# Red tide?????



## Landry (Aug 18, 2019)

was talking to a fellow Canadian and when I mentioned I was planning on spending winters in Bradenton and inshore fishing he said “Change your plans. Red tide decimated FLA. Fishing inshore is a waste of time there now”. This surprised me as I knew about the Red Tide issue but I am not really aware of how much the fish populations have actually been knocked down. 
What are your thoughts on post vs pre red tide inshore fish numbers in the Florida gulf, Bradenton, Tampa...area?????


----------



## Guest (Oct 15, 2019)

It’s bad, no fish here


----------



## Landry (Aug 18, 2019)

Boatbrains said:


> It’s bad, no fish here


Is that sarcasm or serious response?? I have no idea. Lol.


----------



## Smackdaddy53 (Dec 31, 2012)

We were there last September and there were dead fish washed up on the beach everywhere we went.


----------



## Indy (Aug 21, 2015)

The fish are gone. Rumor has it many survived the Red Tide but later killed themselves to avoid Canadians.

Lol. What a great response.


----------



## EdK13 (Oct 3, 2013)

Indy said:


> The fish are gone. Rumor has it many survived the Red Tide but later killed themselves to avoid Canadians.
> 
> Lol. What a great response.


Couldn't agree more, well said. LOL..


----------



## Indy (Aug 21, 2015)

You did say it well. I am an innocent bystander.


----------



## Fishshoot (Oct 26, 2017)

You can look at fishing reports from those areas. While the fishing will probably never be like it was 40 yrs ago there are still fish. And no place fishes like it did back then.


----------



## Landry (Aug 18, 2019)

Indy said:


> The fish are gone. Rumor has it many survived the Red Tide but later killed themselves to avoid Canadians.
> 
> Lol. What a great response.


Who and why would anyone want to avoid a Canadian? - some of the greatest people on earth.


----------



## EdK13 (Oct 3, 2013)

Landry said:


> Who and why would anyone want to avoid a Canadian? - some of the greatest people on earth.


Even the half Cuban piques the interest of the inquisitor...soon.


----------



## Cam (Apr 5, 2017)

I haven't been fishing in several weeks but I grand slammed a couple months ago.
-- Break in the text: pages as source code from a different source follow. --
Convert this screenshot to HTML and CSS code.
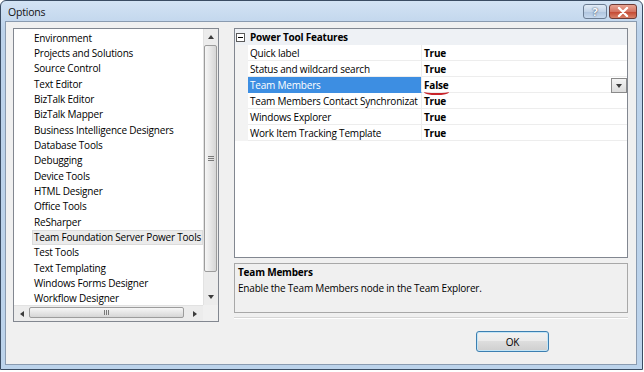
FILE: index.html
```html
<!DOCTYPE html>
<html>
<head>
<meta charset="utf-8">
<link rel="stylesheet" href="styles.css">
</head>
<body>
<div class="window">
  <div class="titlebar">
    <span class="title">Options</span>
    <div class="tb-buttons">
      <div class="tb-btn help">?</div>
      <div class="tb-btn close">
        <svg width="12" height="10" viewBox="0 0 12 10"><path d="M2 1 L10 9 M10 1 L2 9" stroke="#fff" stroke-width="2.4" stroke-linecap="round"/></svg>
      </div>
    </div>
  </div>
  <div class="client">
    <div class="listbox">
      <div class="list-top">
        <div class="items">
          <div class="item">Environment</div>
          <div class="item">Projects and Solutions</div>
          <div class="item">Source Control</div>
          <div class="item">Text Editor</div>
          <div class="item">BizTalk Editor</div>
          <div class="item">BizTalk Mapper</div>
          <div class="item">Business Intelligence Designers</div>
          <div class="item">Database Tools</div>
          <div class="item">Debugging</div>
          <div class="item">Device Tools</div>
          <div class="item">HTML Designer</div>
          <div class="item">Office Tools</div>
          <div class="item">ReSharper</div>
          <div class="item selected">Team Foundation Server Power Tools</div>
          <div class="item">Test Tools</div>
          <div class="item">Text Templating</div>
          <div class="item">Windows Forms Designer</div>
          <div class="item">Workflow Designer</div>
        </div>
        <div class="vscroll">
          <div class="sb-btn v"><span class="arr up"></span></div>
          <div class="vtrack">
            <div class="vthumb"><span class="grip-h"></span></div>
          </div>
          <div class="sb-btn v down-btn"><span class="arr down"></span></div>
        </div>
      </div>
      <div class="list-bottom">
        <div class="hscroll">
          <div class="sb-btn h"><span class="arr left"></span></div>
          <div class="hthumb"><span class="grip-v"></span></div>
          <div class="htrack"></div>
          <div class="sb-btn h right-btn"><span class="arr right"></span></div>
        </div>
        <div class="corner"></div>
      </div>
    </div>
    <div class="rightcol">
      <div class="grid">
        <div class="cat-row">
          <div class="gutter"><span class="expander"></span></div>
          <div class="cat-name">Power Tool Features</div>
        </div>
        <div class="prop-row">
          <div class="gutter"></div>
          <div class="pname">Quick label</div>
          <div class="pval">True</div>
        </div>
        <div class="prop-row">
          <div class="gutter"></div>
          <div class="pname">Status and wildcard search</div>
          <div class="pval">True</div>
        </div>
        <div class="prop-row active">
          <div class="gutter"></div>
          <div class="pname">Team Members</div>
          <div class="pval"><span class="mark">False</span><span class="dd"><span class="arr down"></span></span></div>
        </div>
        <div class="prop-row">
          <div class="gutter"></div>
          <div class="pname">Team Members Contact Synchronizat</div>
          <div class="pval">True</div>
        </div>
        <div class="prop-row">
          <div class="gutter"></div>
          <div class="pname">Windows Explorer</div>
          <div class="pval">True</div>
        </div>
        <div class="prop-row">
          <div class="gutter"></div>
          <div class="pname">Work Item Tracking Template</div>
          <div class="pval">True</div>
        </div>
      </div>
      <div class="desc">
        <div class="desc-title">Team Members</div>
        <div class="desc-text">Enable the Team Members node in the Team Explorer.</div>
      </div>
      <div class="sep"></div>
      <div class="buttons">
        <div class="ok">OK</div>
      </div>
    </div>
  </div>
</div>
</body>
</html>
```
FILE: styles.css
```css
* { box-sizing: border-box; }
html, body { margin: 0; padding: 0; background: #ffffff; }
body {
  width: 644px; height: 372px; overflow: hidden;
  font-family: "Open Sans", "Noto Sans", sans-serif;
  font-size: 10px; letter-spacing: -0.2px; color: #000;
}
.window {
  width: 643px; height: 370px;
  border: 1px solid #3a4c63;
  border-radius: 6px 6px 0 0;
  background: linear-gradient(#d3e3f4, #bcd2ea 30px, #bcd3eb);
  padding: 0 5px 4px 4px;
  display: flex; flex-direction: column;
}
.titlebar {
  height: 20px;
  display: flex; align-items: flex-start;
  padding-left: 3px;
}
.title {
  font-size: 10.5px; line-height: 12px; margin-top: 5px; color: #111;
}
.tb-buttons { margin-left: auto; display: flex; gap: 2px; margin-top: 3px; }
.tb-btn {
  height: 15px; border: 1px solid #6b7d93; border-radius: 3px;
  display: flex; align-items: center; justify-content: center;
}
.help {
  width: 24px;
  background: linear-gradient(#e2ecf7, #c3d4e8 50%, #aec4de 51%, #c7d9ee);
  color: #fff; font-weight: bold; font-size: 11px; line-height: 11px;
  text-shadow: 0 0 2px #4a5e78, 0 0 1px #4a5e78;
}
.close {
  width: 28px;
  border-color: #6d3a36;
  background: linear-gradient(#e8a493, #d47463 50%, #c2442f 51%, #d9826a);
}
.client {
  flex: 1;
  background: #f0f0f0;
  border: 1px solid #8a9bb0;
  padding: 6px 8px 0 7px;
  display: flex; align-items: flex-start; gap: 15px;
}
.listbox {
  width: 206px; height: 294px;
  border: 1px solid #828790;
  background: #fff;
  display: flex; flex-direction: column;
}
.list-top { height: 276px; display: flex; }
.items { flex: 1; overflow: hidden; padding-top: 1.5px; }
.item {
  height: 15.35px; line-height: 15px;
  padding-left: 2px; margin-left: 18px;
  white-space: nowrap; overflow: hidden;
}
.item.selected { background: #ebebeb; box-shadow: inset 0 0 0 1px #dcdcdc; }
.vscroll {
  width: 15px; background: #ececec;
  border-left: 1px solid #e2e2e2;
  display: flex; flex-direction: column;
}
.sb-btn { display: flex; align-items: center; justify-content: center; }
.sb-btn.v { height: 16px; }
.sb-btn.v.down-btn { height: 17px; }
.vtrack { flex: 1; padding: 0 1px 16px 0; display: flex; }
.vthumb {
  flex: 1;
  border: 1px solid #9c9c9c; border-radius: 2px;
  background: linear-gradient(90deg, #f6f6f6, #e6e6e6 50%, #d6d6d6);
  display: flex; align-items: center; justify-content: center;
}
.grip-h {
  width: 6px; height: 5px;
  border-top: 1px solid #7a7a7a; border-bottom: 1px solid #7a7a7a;
  position: relative;
}
.grip-h::after {
  content: ""; position: absolute; left: 0; right: 0; top: 1px; height: 1px; background: #7a7a7a;
}
.arr { width: 0; height: 0; border-style: solid; }
.arr.up { border-width: 0 3.5px 4px 3.5px; border-color: transparent transparent #3c3c3c transparent; }
.arr.down { border-width: 4px 3.5px 0 3.5px; border-color: #3c3c3c transparent transparent transparent; }
.arr.left { border-width: 3.5px 4px 3.5px 0; border-color: transparent #3c3c3c transparent transparent; }
.arr.right { border-width: 3.5px 0 3.5px 4px; border-color: transparent transparent transparent #3c3c3c; }
.list-bottom { height: 16px; display: flex; }
.hscroll {
  flex: 1; display: flex; background: #ececec;
  border-top: 1px solid #e2e2e2;
}
.sb-btn.h { width: 15px; }
.hthumb {
  width: 155px; margin: 1px 0 3px 0;
  border: 1px solid #9c9c9c; border-radius: 2px;
  background: linear-gradient(#f6f6f6, #e6e6e6 50%, #d6d6d6);
  display: flex; align-items: center; justify-content: center;
}
.grip-v {
  width: 5px; height: 5px;
  border-left: 1px solid #7a7a7a; border-right: 1px solid #7a7a7a;
  position: relative;
}
.grip-v::after {
  content: ""; position: absolute; top: 0; bottom: 0; left: 1px; width: 1px; background: #7a7a7a;
}
.htrack { flex: 1; }
.sb-btn.h.right-btn { width: 17px; }
.corner { width: 15px; background: #f0f0f0; }

.rightcol { width: 394px; display: flex; flex-direction: column; }
.grid {
  height: 230px; border: 1px solid #828790; background: #fff;
}
.cat-row {
  height: 16px; display: flex; background: #eef1f5;
}
.gutter { width: 13px; flex: none; background: #f3f3f3; display: flex; align-items: center; justify-content: center; }
.cat-row .gutter { background: #eef1f5; justify-content: flex-start; padding-left: 1px; }
.expander {
  width: 9px; height: 9px; border: 1px solid #5b5b5b; background: #fff; position: relative;
}
.expander::after {
  content: ""; position: absolute; left: 1px; right: 1px; top: 3px; height: 1px; background: #000;
}
.cat-name { font-weight: bold; line-height: 16px; padding-left: 2px; }
.prop-row { height: 16px; display: flex; }
.pname {
  width: 174px; flex: none; line-height: 15px; padding: 1px 0 0 2px;
  white-space: nowrap; overflow: hidden;
  border-bottom: 1px solid #ededed; border-right: 1px solid #ededed;
}
.pval {
  flex: 1; line-height: 15px; padding: 1px 0 0 2px; font-weight: bold;
  border-bottom: 1px solid #ededed;
  display: flex; align-items: flex-start;
}
.prop-row.active .pname { background: #3d8ee2; color: #fff; border-bottom-color: #3d8ee2; }
.mark { border-bottom: 2px solid #c8242a; border-radius: 0 0 50% 50% / 0 0 3px 3px; height: 17px; padding-right: 1px; }
.dd {
  margin-left: auto; margin-top: 0; margin-right: 0;
  width: 16px; height: 15px;
  border: 1px solid #8a8a8a;
  background: linear-gradient(#f4f4f4, #dcdcdc);
  display: flex; align-items: center; justify-content: center;
}
.desc {
  margin-top: 5px; height: 50px;
  border: 1px solid #a8a8a8; background: #f0f0f0;
  padding: 1px 3px;
}
.desc-title { font-weight: bold; line-height: 15px; }
.desc-text { line-height: 16px; }
.sep {
  margin-top: 4px; height: 2px; border-top: 1px solid #d5d5d5; border-bottom: 1px solid #fff;
}
.buttons { display: flex; padding-left: 242px; margin-top: 12px; }
.ok {
  width: 73px; height: 21px;
  border: 1px solid #3c7fb1; border-radius: 3px;
  background: linear-gradient(#f2f2f2, #ebebeb 45%, #dddddd 50%, #cfcfcf);
  box-shadow: inset 0 0 0 1px #c4e5f6;
  display: flex; align-items: center; justify-content: center;
}
```
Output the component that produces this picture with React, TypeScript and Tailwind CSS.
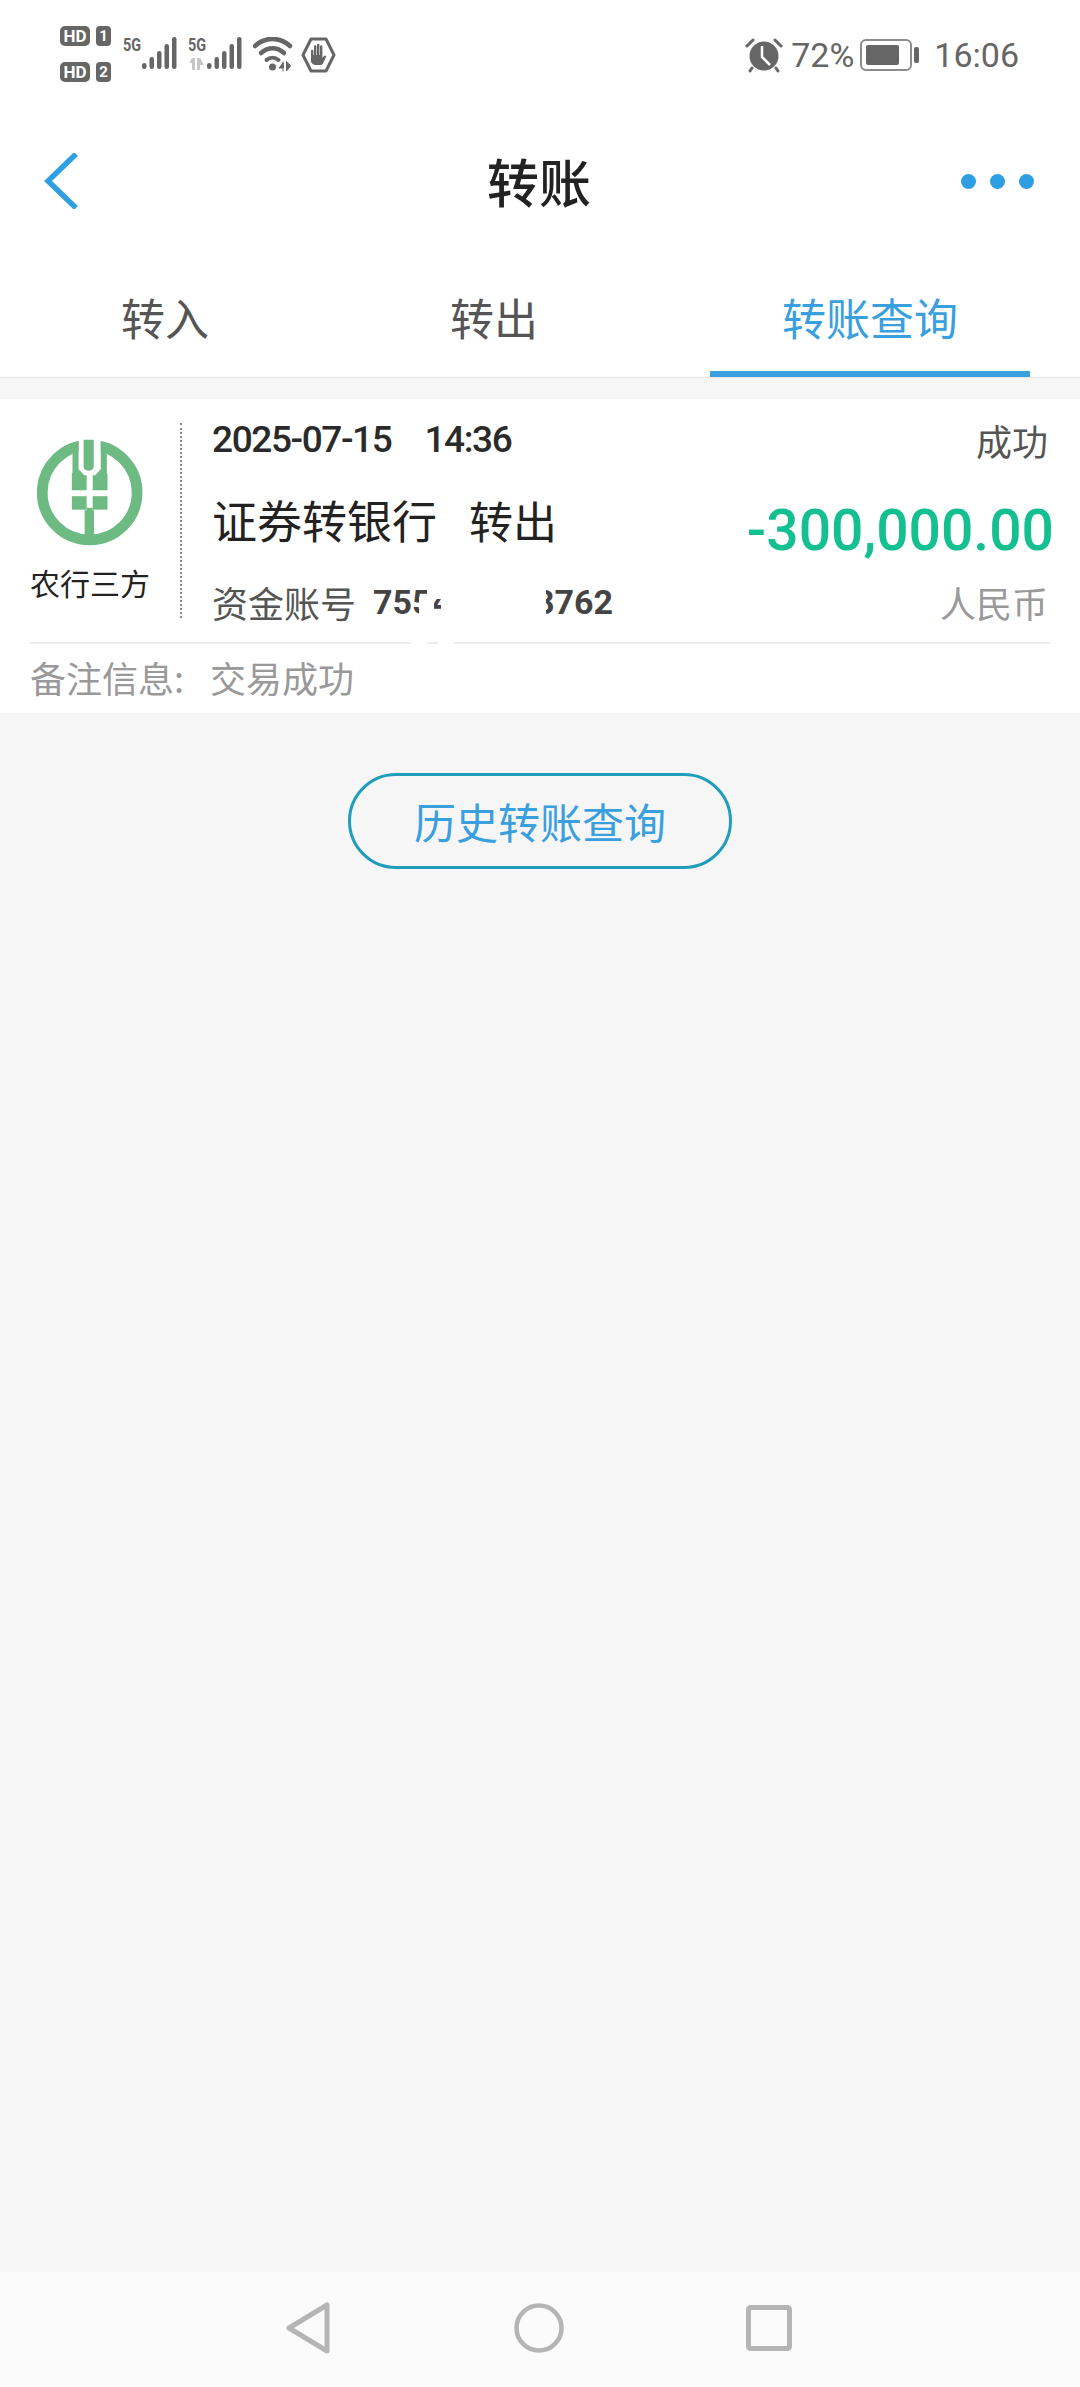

Our last outing a few weeks ago netted several nice sized reds and snook.

The guides here have been doing very well lately especially at the end of September. The toughest part is dodging the sharks. They seem to be everywhere right now.


----------



## Indoman (Jul 25, 2013)

This past July we caught way more Snook than normal, but they were on the smallish side overall. 14-20” average. Redfish catch was about the same. Never have caught many. The trout were GONE. Didn’t catch one all week where we normally catch a ton. It seemed like that flats were definitely affected but up in the mangroves not so much. Explains the Snook vs trout #’s.


----------



## lemaymiami (Feb 9, 2007)

Since I'm getting copied on the red tide reports each week I can say that this year we've been mostly red tide free all year everywhere in the state - up until last week when there's been an outbreak in the Naples area... 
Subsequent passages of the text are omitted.